Cape Argus

TELKOM, I HAVE YOUR NUMBER!

- DAVID BIGGS dbiggs@glolink.co.za

EVERY week I receive a texted message from Telkom telling me they will be phasing out the existing “fixed copper services” soon and upgrading them to wireless technology.

Apparently this is being done to overcome cable theft and the faults that come with fixed copper services.

As an added incentive to persuade me to change to wireless (do I have an option?) Telkom is offering me a telephone worth R700 free of charge.

Like most South Africans, I am immediatel­y suspicious of anything related to the government – and to “state-owned enterprise­s” in particular. In our country, “SOE” is almost as dirty a word as “the K word”, for which you can be thrown in jail.

My first reaction to an offer like this is: “Okay, so where’s the catch?” I suppose there are literally millions of kilometres of telephone cable spreading out like a giant spider’s web across the country. Obviously there’s a ready market for cables, or we wouldn’t read such regular and frequent reports of cable theft.

I don’t believe the wire is being stolen to make toy “draadkarre­tjies” (wire cars) for children. Somebody is paying good money for it. I was told, only half jokingly, that copper wire is one of South Africa’s biggest exports.

I think to myself: “If Telkom is phasing out cable technology, there’s soon going to be a shipload of redundant telephone cable going begging.”

Hundreds of tons of the stuff. Whose is it? Obviously it belongs officially to the South African taxpayers who paid for it all originally.

If Telkom “phases it out”, will we taxpayers have a refund phased into out pickets? I’d say the chance of that happening is smaller than of my being elected president of America.

Who will be paid for all those tons of redundant cable?

If Telkom gathered it all into neat rolls and sold it by public auction, they’d probably be able to pay cash for all those cheap plastic R700 telephones they’re giving to people like me.

Instead, I think we’ll hear very little about what happens to all that surplus cable.
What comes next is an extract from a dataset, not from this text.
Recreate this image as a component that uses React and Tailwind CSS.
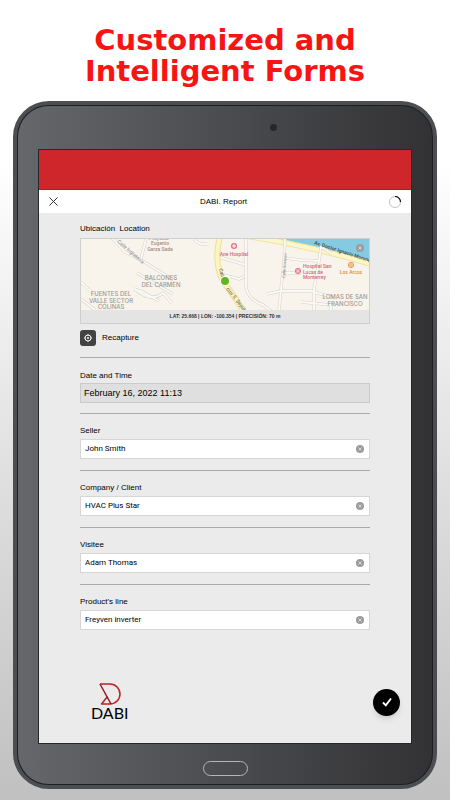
import React from 'react';

const fields = [
    { id: 'seller', label: 'Seller', value: 'John Smith' },
    { id: 'company', label: 'Company / Client', value: 'HVAC Plus Star' },
    { id: 'visitee', label: 'Visitee', value: 'Adam Thomas' },
    { id: 'product', label: "Product's line", value: 'Freyven inverter' },
];

const ClearIcon = () => (
    <svg className="size-2" viewBox="0 0 16 16" fill="none">
        <circle cx="8" cy="8" r="8" fill="#9b9b9b" />
        <path d="M5 5l6 6M11 5l-6 6" stroke="#e8e8e8" strokeWidth="1.6" />
    </svg>
);

const LocationMap = () => (
    <svg className="block h-[71px] w-full" viewBox="0 0 288 71" preserveAspectRatio="xMidYMid slice" fontFamily="Roboto, sans-serif">
        <rect width="288" height="71" fill="#f8f4ec" />
        <path d="M200 0Q245 10 288 25V0Z" fill="#84cbe2" />
        <path d="M166 -3Q230 7 290 25" fill="none" stroke="#f0e3a0" strokeWidth="6" />
        <path d="M166 -3Q230 7 290 25" fill="none" stroke="#fdf6c8" strokeWidth="4" />

        {/* side streets */}
        <g fill="none" strokeLinejoin="round">
            <g stroke="#d3d0cb" strokeWidth="3">
                <path d="M31 -1L44 13L60 21L94 42M65 0L60 20M56 34L92 55M53 50L62 53L78 62M0 43L18 60L28 72M0 60L14 71M113 0Q117 6 126 5" />
                <path d="M165 0V47Q166 60 182 66L190 72M204 0Q203 30 201 40L198 72M204 19L220 21L238 22L240 8L250 14M199 52H230L250 58M220 63L250 66V72M138 18L165 26M139 35L158 40L163 38M140 42L154 59M238 22L233 50V72" />
                <path d="M54 50Q70 64 82 54L91 64M203 34H220M200 52L186 55" />
            </g>
            <g stroke="#fbf9f4" strokeWidth="2">
                <path d="M31 -1L44 13L60 21L94 42M65 0L60 20M56 34L92 55M53 50L62 53L78 62M0 43L18 60L28 72M0 60L14 71M113 0Q117 6 126 5" />
                <path d="M165 0V47Q166 60 182 66L190 72M204 0Q203 30 201 40L198 72M204 19L220 21L238 22L240 8L250 14M199 52H230L250 58M220 63L250 66V72M138 18L165 26M139 35L158 40L163 38M140 42L154 59M238 22L233 50V72" />
                <path d="M54 50Q70 64 82 54L91 64M203 34H220M200 52L186 55" />
            </g>
        </g>

        {/* main avenue */}
        <path d="M139 -2C134 14 136 34 144 45S156 60 163 74" fill="none" stroke="#ece09c" strokeWidth="6" />
        <path d="M139 -2C134 14 136 34 144 45S156 60 163 74" fill="none" stroke="#fdf5bd" strokeWidth="4" />

        <g fill="#9c9994" fontFamily="Inter, sans-serif" fontSize="6" fontWeight="500" textAnchor="middle">
            <text x="80" y="41">BALCONES</text>
            <text x="80" y="48">DEL CARMEN</text>
            <text x="30" y="57">FUENTES DEL</text>
            <text x="30" y="64">VALLE SECTOR</text>
            <text x="30" y="70">COLINAS</text>
            <text x="264" y="60">LOMAS DE SAN</text>
            <text x="264" y="67">FRANCISCO</text>
        </g>
        <g fill="#aa8a80" fontSize="5" fontWeight="500" textAnchor="middle">
            <text x="78" y="1">Proyecto</text>
            <text x="79" y="6">Eugenio</text>
            <text x="79" y="12">Garza Sada</text>
        </g>
        <g fill="#d9647e" fontSize="5" fontWeight="500">
            <text x="153" y="17" textAnchor="middle">Ane Hospital</text>
            <text x="222" y="29">Hospital San</text>
            <text x="222" y="35">Lucas de</text>
            <text x="222" y="40">Monterrey</text>
        </g>
        <text x="270" y="35" fill="#d88a4a" fontSize="5" fontWeight="500" textAnchor="middle">Los Arcos</text>
        <text transform="translate(36 3) rotate(41)" fill="#8a8884" fontSize="5">Calle Inglaterra</text>
        <text transform="translate(204 39) rotate(-86)" fill="#8a8884" fontSize="4">Calle Sostono</text>
        <text transform="translate(233 5) rotate(18)" fill="#3f4444" fontSize="5" fontWeight="500">Av. Doctor Ignacio Morones</text>
        <text transform="translate(138 30) rotate(75)" fill="#4c4c48" fontSize="5">Call</text>
        <text transform="translate(145 50) rotate(52)" fill="#4c4c48" fontSize="5">ctor S. Sepúlv</text>

        <circle cx="153" cy="7" r="3" fill="#e2708a" />
        <path d="M153 5v4M151 7h4" stroke="#fff" />
        <circle cx="217" cy="32" r="3" fill="#e2708a" />
        <path d="M216 30v4M218 30v4M216 32h2" stroke="#fff" strokeWidth=".7" />
        <circle cx="270" cy="26" r="3" fill="#ea9648" />
        <path d="M269 24v4M271 24v4" stroke="#fff" strokeWidth=".8" />
        <circle cx="144" cy="42" r="5" fill="#fff" />
        <circle cx="144" cy="42" r="4" fill="#62b51c" />
    </svg>
);

const App = () => {
    return (
        <div className="min-h-screen bg-linear-to-b from-white from-20% to-[#c0c0c0] px-[13px] pt-[25px] pb-[10px] font-['Liberation_Sans',Arial,sans-serif] text-black">
            <h1 className="mb-[14px] text-center font-['DejaVu_Sans',sans-serif] text-[29px] leading-[31px] font-bold text-[#f91414]">
                Customized and
                <br />
                Intelligent Forms
            </h1>

            <div className="rounded-[36px] border-4 border-[#4c4e52] bg-[#1d1f23] p-px">
                <div className="rounded-[31px] bg-linear-to-r from-[#66676b] via-[#4b4c50] to-[#323234] px-[21px]">
                    <div className="relative h-11">
                        <span className="absolute top-[18px] left-[62%] size-[7px] rounded-full bg-[#26272b]"></span>
                    </div>

                    <main className="bg-[#ebebeb] outline outline-[#26272b]">
                        <div className="h-10 border-b border-[#b01d24] bg-[#cf262b]"></div>
                        <header className="flex h-[23px] items-center justify-between bg-white px-[10px]">
                            <button type="button" aria-label="Close">
                                <svg className="block size-[9px]" viewBox="0 0 9 9" fill="none" stroke="#333">
                                    <path d="M.5.5l8 8M8.5.5l-8 8" />
                                </svg>
                            </button>
                            <h2 className="text-[8px] leading-3">DABI. Report</h2>
                            <svg className="size-3" viewBox="0 0 12 12" fill="none">
                                <circle cx="6" cy="6" r="5.5" stroke="#aaa" strokeWidth=".7" />
                                <path d="M6 .5A5.5 5.5 0 0 1 11.5 6" stroke="#111" strokeWidth="1.2" />
                            </svg>
                        </header>

                        <form className="px-[41px] pt-[10px]" onSubmit={(e) => e.preventDefault()}>
                            <p className="text-[8px] leading-3">Ubicación&nbsp; Location</p>
                            <div className="relative mt-[3px] border border-[#cfcfcf]">
                                <LocationMap />
                                <button type="button" aria-label="Clear location" className="absolute top-[5px] right-[5px] flex">
                                    <ClearIcon />
                                </button>
                                <p className="bg-[#e4e4e4] text-center text-[5px] leading-[13px] font-bold text-[#333]">
                                    LAT: 25.668 | LON: -100.354 | PRECISIÓN: 70 m
                                </p>
                            </div>
                            <button type="button" className="mt-[6px] flex items-center gap-[6px] text-[8px] leading-4">
                                <span className="flex size-4 items-center justify-center rounded-[3px] bg-[#434343]">
                                    <svg className="size-[10px]" viewBox="0 0 10 10" fill="none" stroke="#fff">
                                        <circle cx="5" cy="5" r="3" />
                                        <circle cx="5" cy="5" r="1" fill="#fff" stroke="none" />
                                        <path d="M5 1v1M5 8v1M1 5h1M8 5h1" />
                                    </svg>
                                </span>
                                Recapture
                            </button>

                            <div className="mt-[11px] border-t border-[#a9a9a9] pt-3 pb-[10px]">
                                <label htmlFor="date" className="block text-[8px] leading-3">Date and Time</label>
                                <input id="date" readOnly defaultValue="February 16, 2022 11:13" className="mt-px block h-5 w-full border border-[#cacaca] bg-[#dfdfdf] px-[3px] text-[9px] outline-none" />
                            </div>

                            {fields.map((field) => (
                                <div key={field.id} className="border-t border-[#a9a9a9] pt-[11px] pb-[11px]">
                                    <label htmlFor={field.id} className="block text-[8px] leading-3">{field.label}</label>
                                    <div className="mt-[2px] flex h-5 items-center border border-[#d6d6d6] bg-white pr-[5px] pl-1">
                                        <input id={field.id} defaultValue={field.value} className="min-w-0 flex-1 font-[Roboto,sans-serif] text-[8px] leading-3 outline-none" />
                                        <button type="button" aria-label={`Clear ${field.label}`} className="flex">
                                            <ClearIcon />
                                        </button>
                                    </div>
                                </div>
                            ))}
                        </form>

                        <footer className="mt-[42px] flex items-center justify-between pr-[11px] pb-[22px] pl-[52px]">
                            <div className="flex flex-col items-center">
                                <svg className="h-[22px] w-[22px]" viewBox="0 0 22 22" fill="none" strokeWidth="1.5" strokeLinejoin="round">
                                    <path d="M1 1H11A10 10 0 0 1 11 21H2.5L8.5 13.5" stroke="#bd2026" />
                                    <path d="M1 1L12 21" stroke="#8e1a1e" />
                                </svg>
                                <span className="font-['Lato',sans-serif] text-[16px] leading-4">DABI</span>
                            </div>
                            <button type="button" aria-label="Submit" className="flex size-[27px] items-center justify-center rounded-full bg-black shadow-md">
                                <svg className="size-[10px]" viewBox="0 0 10 10" fill="none" stroke="#fff" strokeWidth="1.9">
                                    <path d="M1 5.5L3.8 8.3L9 1.5" />
                                </svg>
                            </button>
                        </footer>
                    </main>

                    <div className="flex h-[41px] items-center justify-center pt-[9px]">
                        <button type="button" aria-label="Home" className="h-[15px] w-[45px] rounded-full border border-[#b5b5b7]"></button>
                    </div>
                </div>
            </div>
        </div>
    );
};

export default App;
But keep your eyes open for any politicall­y connected wheeler-dealers who suddenly appear in public driving very, very expensive luxury cars.

We used to hear regular radio jingles telling us we had an uncle in the furniture business. Today it carries far higher social status if you can claim you have an uncle in the political business.

Last Laugh

Three men were discussing the latest modern appliances they had in their homes.

“I have a washing machine that does the whole family’s laundry in just 20 minutes,” said one.

“We have a slow cooker,” said the next. “We switch it on before we go to work and when we come home at the end of the day there’s a hot dinner waiting for us.”

“That’s old technology,” said the third. “We now have a microwave fireplace in our lounge.”

“How does it work?” the others asked.

“It’s amazing!” he replied. “You can sit in front of the fire reading for a whole winter evening in just eight minutes.”